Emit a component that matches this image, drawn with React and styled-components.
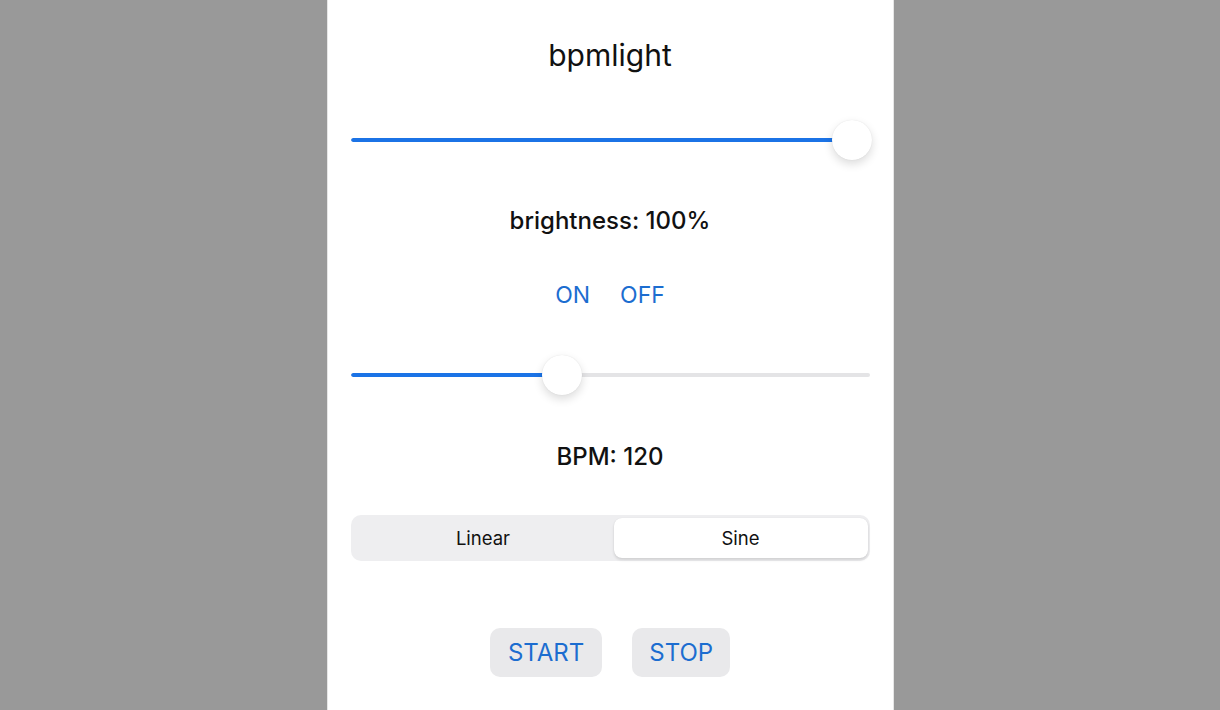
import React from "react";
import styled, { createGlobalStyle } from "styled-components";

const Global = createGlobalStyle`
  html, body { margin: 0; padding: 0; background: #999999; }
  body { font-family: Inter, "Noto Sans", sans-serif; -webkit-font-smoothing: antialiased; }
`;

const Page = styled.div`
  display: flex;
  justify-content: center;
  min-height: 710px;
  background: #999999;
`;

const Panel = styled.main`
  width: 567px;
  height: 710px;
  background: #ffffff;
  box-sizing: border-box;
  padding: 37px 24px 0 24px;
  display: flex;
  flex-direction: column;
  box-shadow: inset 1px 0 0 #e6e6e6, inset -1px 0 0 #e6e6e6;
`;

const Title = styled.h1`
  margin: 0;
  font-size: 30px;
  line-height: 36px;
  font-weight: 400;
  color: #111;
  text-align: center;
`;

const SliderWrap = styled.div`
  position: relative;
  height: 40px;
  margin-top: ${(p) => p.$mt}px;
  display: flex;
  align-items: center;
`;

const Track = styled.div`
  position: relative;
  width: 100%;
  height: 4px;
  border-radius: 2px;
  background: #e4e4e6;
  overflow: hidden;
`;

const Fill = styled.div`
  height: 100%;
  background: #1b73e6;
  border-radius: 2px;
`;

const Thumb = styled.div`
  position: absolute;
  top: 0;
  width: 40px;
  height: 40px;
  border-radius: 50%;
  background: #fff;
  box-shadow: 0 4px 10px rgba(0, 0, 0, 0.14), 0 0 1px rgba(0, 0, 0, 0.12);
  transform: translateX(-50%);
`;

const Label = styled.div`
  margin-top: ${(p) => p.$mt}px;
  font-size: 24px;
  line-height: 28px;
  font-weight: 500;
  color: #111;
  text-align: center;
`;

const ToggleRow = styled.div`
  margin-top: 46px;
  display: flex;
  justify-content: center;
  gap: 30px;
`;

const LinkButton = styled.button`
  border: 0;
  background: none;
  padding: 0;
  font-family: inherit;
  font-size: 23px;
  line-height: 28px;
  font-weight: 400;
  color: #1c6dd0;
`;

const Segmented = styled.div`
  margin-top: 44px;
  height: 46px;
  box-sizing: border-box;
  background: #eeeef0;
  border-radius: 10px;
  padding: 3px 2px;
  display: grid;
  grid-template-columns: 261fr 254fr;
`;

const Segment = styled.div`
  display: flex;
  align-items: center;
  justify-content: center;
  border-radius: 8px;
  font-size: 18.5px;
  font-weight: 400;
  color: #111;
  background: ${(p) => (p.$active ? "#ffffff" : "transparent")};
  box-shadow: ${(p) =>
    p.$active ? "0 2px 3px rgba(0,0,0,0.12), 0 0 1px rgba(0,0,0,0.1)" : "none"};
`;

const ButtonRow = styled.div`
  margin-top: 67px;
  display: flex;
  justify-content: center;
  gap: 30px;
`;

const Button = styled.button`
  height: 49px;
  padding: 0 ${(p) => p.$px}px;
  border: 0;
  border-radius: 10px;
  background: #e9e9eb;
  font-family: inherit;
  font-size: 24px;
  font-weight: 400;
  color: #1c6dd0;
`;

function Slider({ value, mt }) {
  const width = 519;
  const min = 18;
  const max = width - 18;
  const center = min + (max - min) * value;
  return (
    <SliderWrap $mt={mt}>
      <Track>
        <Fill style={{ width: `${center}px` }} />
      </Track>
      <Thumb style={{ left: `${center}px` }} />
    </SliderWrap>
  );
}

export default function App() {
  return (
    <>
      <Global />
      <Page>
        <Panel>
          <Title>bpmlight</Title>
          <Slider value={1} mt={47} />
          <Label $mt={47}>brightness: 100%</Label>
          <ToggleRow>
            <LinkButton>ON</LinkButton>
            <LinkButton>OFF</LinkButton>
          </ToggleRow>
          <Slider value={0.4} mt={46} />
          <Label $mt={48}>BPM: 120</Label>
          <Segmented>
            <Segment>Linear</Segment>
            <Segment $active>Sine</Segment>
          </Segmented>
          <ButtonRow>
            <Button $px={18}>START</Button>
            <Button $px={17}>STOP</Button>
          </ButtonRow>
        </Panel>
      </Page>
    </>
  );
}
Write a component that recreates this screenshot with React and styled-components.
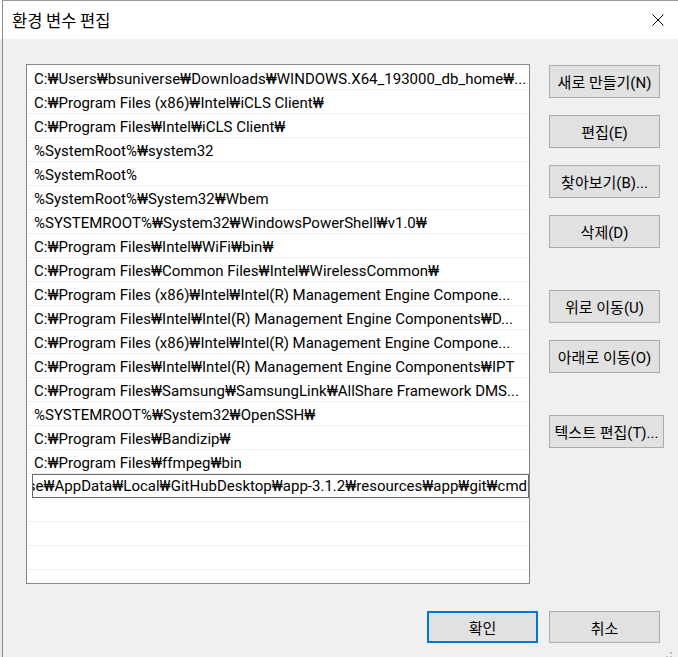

===

Task details -> Which lines contain the word "with"? Return each of them.

Output for this task ->
Emit a component that matches this image, drawn with React and styled-components.
Write a component that recreates this screenshot with React and styled-components.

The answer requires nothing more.